** PROVIDED INFORMATION **
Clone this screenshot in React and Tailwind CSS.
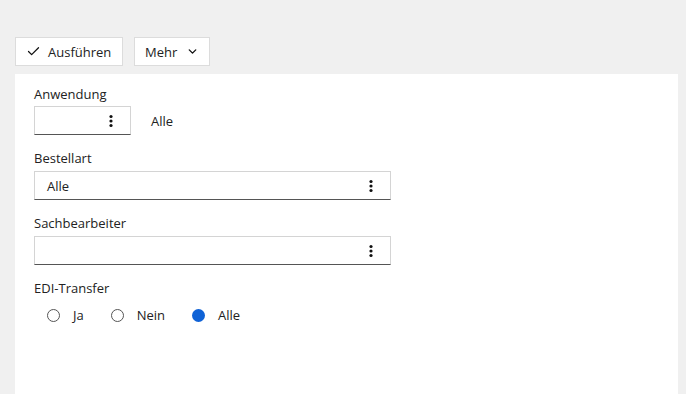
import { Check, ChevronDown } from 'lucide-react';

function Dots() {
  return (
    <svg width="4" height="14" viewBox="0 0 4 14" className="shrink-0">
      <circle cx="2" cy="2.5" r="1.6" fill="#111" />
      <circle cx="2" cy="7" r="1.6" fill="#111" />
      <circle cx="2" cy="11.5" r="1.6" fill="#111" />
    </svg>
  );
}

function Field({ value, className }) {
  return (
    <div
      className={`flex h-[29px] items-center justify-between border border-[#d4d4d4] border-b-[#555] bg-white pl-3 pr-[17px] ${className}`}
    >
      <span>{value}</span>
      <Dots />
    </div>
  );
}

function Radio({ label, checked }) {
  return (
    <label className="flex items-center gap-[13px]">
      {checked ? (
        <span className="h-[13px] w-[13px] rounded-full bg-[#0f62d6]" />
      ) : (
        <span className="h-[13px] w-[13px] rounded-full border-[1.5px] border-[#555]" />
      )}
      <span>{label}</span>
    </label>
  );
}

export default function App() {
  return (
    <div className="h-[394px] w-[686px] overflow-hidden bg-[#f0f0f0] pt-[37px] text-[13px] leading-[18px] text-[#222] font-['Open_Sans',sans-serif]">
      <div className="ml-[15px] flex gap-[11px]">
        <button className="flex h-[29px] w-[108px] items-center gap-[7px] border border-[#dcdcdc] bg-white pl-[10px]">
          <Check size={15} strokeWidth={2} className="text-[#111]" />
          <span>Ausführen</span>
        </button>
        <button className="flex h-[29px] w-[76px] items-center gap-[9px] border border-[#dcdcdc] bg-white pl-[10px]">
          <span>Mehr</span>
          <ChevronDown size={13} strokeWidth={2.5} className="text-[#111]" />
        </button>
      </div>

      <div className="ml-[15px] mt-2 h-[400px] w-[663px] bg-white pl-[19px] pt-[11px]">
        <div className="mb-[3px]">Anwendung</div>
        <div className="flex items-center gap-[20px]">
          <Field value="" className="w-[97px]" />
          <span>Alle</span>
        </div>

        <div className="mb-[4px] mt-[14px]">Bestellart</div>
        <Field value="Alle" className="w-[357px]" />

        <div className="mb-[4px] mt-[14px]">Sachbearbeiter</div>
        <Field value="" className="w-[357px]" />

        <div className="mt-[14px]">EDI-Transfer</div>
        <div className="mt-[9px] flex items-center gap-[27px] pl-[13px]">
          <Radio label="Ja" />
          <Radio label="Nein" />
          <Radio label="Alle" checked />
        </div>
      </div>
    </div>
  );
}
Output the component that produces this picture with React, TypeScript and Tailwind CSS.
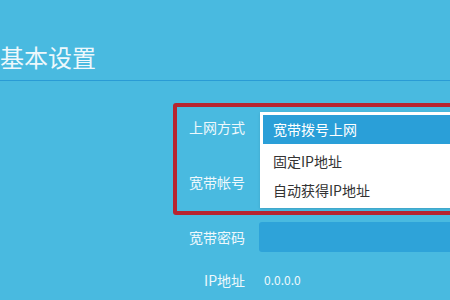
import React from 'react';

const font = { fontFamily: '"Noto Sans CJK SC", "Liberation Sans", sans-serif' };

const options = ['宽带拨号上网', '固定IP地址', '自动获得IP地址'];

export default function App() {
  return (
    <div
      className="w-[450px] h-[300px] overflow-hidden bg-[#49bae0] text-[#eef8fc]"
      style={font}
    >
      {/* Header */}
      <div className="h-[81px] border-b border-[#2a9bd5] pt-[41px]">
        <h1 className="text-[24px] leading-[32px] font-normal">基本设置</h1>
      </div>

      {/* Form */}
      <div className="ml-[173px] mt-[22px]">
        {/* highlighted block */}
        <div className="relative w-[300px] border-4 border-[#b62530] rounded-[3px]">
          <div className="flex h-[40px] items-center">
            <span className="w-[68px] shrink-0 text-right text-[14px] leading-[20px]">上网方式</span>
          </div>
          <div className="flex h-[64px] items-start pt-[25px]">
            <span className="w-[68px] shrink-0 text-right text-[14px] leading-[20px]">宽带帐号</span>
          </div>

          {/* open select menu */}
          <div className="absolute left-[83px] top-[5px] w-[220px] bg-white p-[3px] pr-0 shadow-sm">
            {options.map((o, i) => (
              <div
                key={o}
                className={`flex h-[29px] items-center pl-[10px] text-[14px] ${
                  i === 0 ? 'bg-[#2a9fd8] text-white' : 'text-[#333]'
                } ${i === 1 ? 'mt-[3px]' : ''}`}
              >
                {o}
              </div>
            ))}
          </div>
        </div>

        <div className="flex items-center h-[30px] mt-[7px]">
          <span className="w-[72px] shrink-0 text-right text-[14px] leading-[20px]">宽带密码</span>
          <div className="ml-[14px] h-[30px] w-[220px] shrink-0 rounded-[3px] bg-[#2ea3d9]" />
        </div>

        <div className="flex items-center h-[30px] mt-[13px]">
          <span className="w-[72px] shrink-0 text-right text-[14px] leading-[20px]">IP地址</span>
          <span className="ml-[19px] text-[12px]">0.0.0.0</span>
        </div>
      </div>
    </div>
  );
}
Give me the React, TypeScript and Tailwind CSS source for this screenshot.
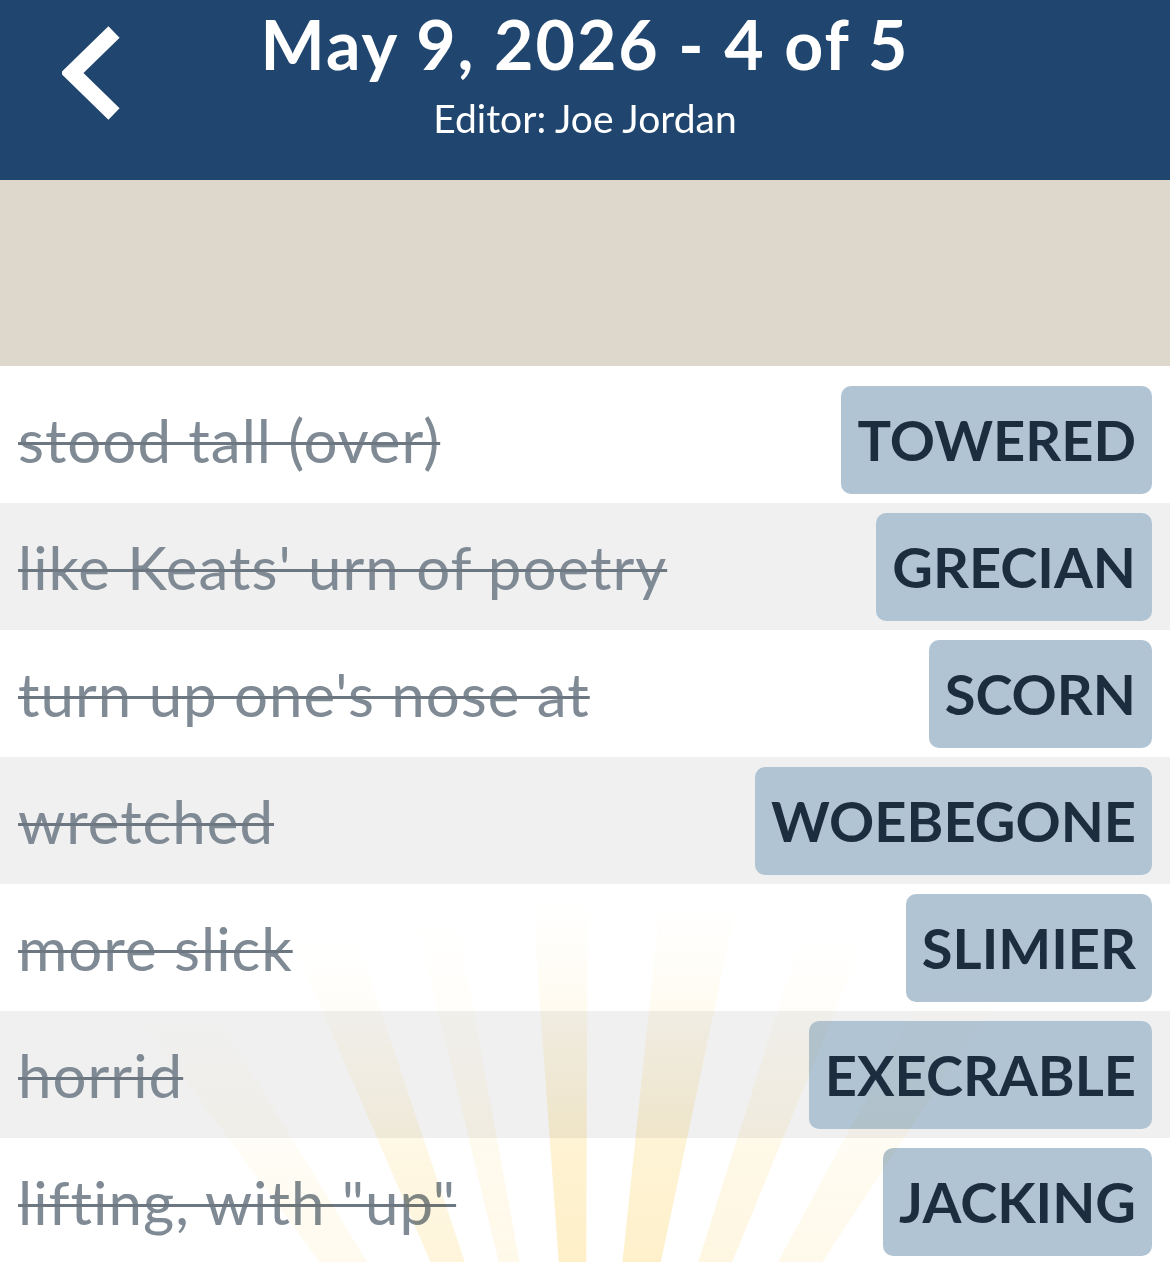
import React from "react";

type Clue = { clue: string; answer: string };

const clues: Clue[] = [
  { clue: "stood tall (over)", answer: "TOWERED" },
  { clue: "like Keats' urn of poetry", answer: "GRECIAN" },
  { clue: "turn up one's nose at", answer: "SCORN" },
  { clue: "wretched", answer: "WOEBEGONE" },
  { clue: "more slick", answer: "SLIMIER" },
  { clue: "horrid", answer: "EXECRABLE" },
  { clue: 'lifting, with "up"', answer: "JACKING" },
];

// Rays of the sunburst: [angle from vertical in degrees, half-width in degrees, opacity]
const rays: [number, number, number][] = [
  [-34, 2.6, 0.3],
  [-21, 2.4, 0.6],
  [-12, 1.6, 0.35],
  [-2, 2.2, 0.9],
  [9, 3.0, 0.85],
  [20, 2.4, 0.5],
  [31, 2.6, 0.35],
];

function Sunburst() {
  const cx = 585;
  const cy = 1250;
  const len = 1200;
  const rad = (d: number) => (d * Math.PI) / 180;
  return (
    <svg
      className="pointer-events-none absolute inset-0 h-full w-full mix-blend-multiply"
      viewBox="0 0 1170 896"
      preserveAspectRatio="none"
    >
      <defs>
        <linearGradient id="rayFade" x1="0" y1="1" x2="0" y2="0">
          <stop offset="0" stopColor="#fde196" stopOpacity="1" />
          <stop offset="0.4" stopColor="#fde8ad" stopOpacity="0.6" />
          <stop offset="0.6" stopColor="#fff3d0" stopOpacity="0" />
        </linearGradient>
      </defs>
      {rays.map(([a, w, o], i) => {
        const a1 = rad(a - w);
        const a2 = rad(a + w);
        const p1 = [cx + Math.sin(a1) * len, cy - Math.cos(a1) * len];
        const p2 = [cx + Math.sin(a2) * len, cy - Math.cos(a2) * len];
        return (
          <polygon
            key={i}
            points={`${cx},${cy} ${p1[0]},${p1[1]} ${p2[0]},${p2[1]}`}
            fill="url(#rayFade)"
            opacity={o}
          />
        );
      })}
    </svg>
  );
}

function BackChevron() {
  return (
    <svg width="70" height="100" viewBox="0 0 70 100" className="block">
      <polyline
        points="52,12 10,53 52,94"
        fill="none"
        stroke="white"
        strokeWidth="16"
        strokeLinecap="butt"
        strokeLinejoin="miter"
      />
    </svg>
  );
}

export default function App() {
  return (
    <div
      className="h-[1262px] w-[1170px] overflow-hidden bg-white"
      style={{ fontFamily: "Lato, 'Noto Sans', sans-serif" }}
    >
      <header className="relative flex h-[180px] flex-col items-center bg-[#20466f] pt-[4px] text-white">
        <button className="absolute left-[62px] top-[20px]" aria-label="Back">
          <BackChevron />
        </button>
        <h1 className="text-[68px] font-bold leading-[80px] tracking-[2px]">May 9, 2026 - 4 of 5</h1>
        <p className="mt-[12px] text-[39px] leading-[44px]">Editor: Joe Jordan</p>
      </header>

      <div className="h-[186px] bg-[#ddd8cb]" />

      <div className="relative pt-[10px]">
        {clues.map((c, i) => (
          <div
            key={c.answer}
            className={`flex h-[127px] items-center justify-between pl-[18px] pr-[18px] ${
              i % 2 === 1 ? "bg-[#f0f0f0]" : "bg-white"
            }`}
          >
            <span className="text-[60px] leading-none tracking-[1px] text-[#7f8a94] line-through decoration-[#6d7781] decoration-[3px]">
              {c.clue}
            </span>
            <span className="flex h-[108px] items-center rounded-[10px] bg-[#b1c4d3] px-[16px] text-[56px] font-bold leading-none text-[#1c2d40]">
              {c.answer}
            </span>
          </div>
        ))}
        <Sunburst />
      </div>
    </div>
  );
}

** GOAL OF THE EXERCISE **
Set down exactly the lines above, from the line containing "Output the component" through the line containing "const options = ['宽带拨号上网', '固定IP地址', '自动获得IP地址'];". Skip the pictures.

** EXERCISE RESULT **
Output the component that produces this picture with React, TypeScript and Tailwind CSS.
import React from 'react';

const font = { fontFamily: '"Noto Sans CJK SC", "Liberation Sans", sans-serif' };

const options = ['宽带拨号上网', '固定IP地址', '自动获得IP地址'];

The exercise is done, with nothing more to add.